▸ **What this task involves**:
Give every line back verbatim, dropping all images.

----

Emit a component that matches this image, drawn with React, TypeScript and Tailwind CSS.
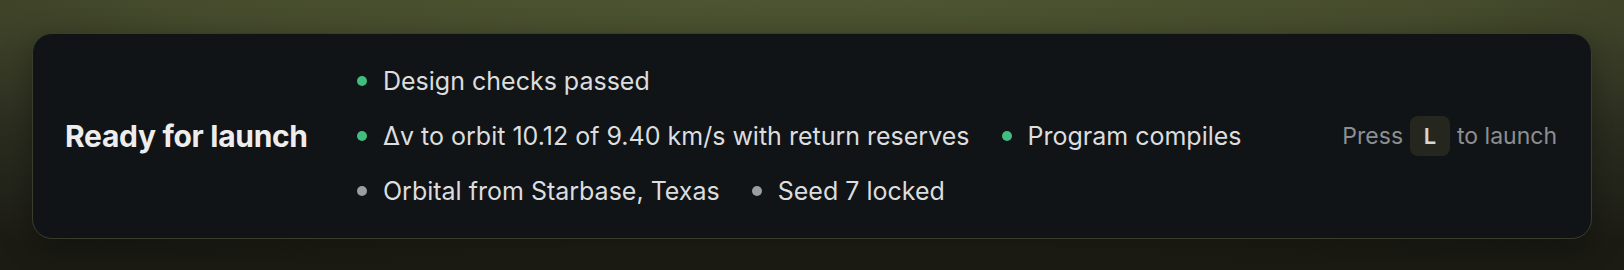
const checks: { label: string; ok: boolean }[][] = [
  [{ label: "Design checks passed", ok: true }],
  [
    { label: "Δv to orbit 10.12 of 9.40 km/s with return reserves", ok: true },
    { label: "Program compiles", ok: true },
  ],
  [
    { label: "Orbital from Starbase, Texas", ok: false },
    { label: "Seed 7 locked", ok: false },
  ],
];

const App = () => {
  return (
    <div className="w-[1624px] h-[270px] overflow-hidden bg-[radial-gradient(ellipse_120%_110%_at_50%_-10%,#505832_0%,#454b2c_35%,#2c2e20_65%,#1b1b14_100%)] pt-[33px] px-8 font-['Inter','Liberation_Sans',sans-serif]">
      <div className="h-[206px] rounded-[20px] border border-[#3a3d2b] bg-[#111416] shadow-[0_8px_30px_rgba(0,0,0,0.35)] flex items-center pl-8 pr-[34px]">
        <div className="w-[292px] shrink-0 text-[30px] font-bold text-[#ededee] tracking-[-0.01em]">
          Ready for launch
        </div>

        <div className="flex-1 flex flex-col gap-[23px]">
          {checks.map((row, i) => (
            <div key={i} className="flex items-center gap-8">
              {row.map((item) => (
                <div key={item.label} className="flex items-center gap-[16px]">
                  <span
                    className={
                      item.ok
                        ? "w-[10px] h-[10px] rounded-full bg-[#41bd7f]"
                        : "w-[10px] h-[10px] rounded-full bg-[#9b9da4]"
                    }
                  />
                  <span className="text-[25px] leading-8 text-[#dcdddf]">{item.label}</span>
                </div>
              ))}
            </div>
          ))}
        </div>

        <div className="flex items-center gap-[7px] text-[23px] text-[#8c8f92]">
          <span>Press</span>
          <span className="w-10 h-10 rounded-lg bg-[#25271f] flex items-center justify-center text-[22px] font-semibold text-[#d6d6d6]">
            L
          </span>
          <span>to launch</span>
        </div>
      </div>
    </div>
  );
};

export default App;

----

▸ **Task response**:
Emit a component that matches this image, drawn with React, TypeScript and Tailwind CSS.
const checks: { label: string; ok: boolean }[][] = [
  [{ label: "Design checks passed", ok: true }],
  [
    { label: "Δv to orbit 10.12 of 9.40 km/s with return reserves", ok: true },
    { label: "Program compiles", ok: true },
  ],
  [
    { label: "Orbital from Starbase, Texas", ok: false },
    { label: "Seed 7 locked", ok: false },
  ],
];

const App = () => {
  return (
    <div className="w-[1624px] h-[270px] overflow-hidden bg-[radial-gradient(ellipse_120%_110%_at_50%_-10%,#505832_0%,#454b2c_35%,#2c2e20_65%,#1b1b14_100%)] pt-[33px] px-8 font-['Inter','Liberation_Sans',sans-serif]">
      <div className="h-[206px] rounded-[20px] border border-[#3a3d2b] bg-[#111416] shadow-[0_8px_30px_rgba(0,0,0,0.35)] flex items-center pl-8 pr-[34px]">
        <div className="w-[292px] shrink-0 text-[30px] font-bold text-[#ededee] tracking-[-0.01em]">
          Ready for launch
        </div>

        <div className="flex-1 flex flex-col gap-[23px]">
          {checks.map((row, i) => (
            <div key={i} className="flex items-center gap-8">
              {row.map((item) => (
                <div key={item.label} className="flex items-center gap-[16px]">
                  <span
                    className={
                      item.ok
                        ? "w-[10px] h-[10px] rounded-full bg-[#41bd7f]"
                        : "w-[10px] h-[10px] rounded-full bg-[#9b9da4]"
                    }
                  />
                  <span className="text-[25px] leading-8 text-[#dcdddf]">{item.label}</span>
                </div>
              ))}
            </div>
          ))}
        </div>

        <div className="flex items-center gap-[7px] text-[23px] text-[#8c8f92]">
          <span>Press</span>
          <span className="w-10 h-10 rounded-lg bg-[#25271f] flex items-center justify-center text-[22px] font-semibold text-[#d6d6d6]">
            L
          </span>
          <span>to launch</span>
        </div>
      </div>
    </div>
  );
};

export default App;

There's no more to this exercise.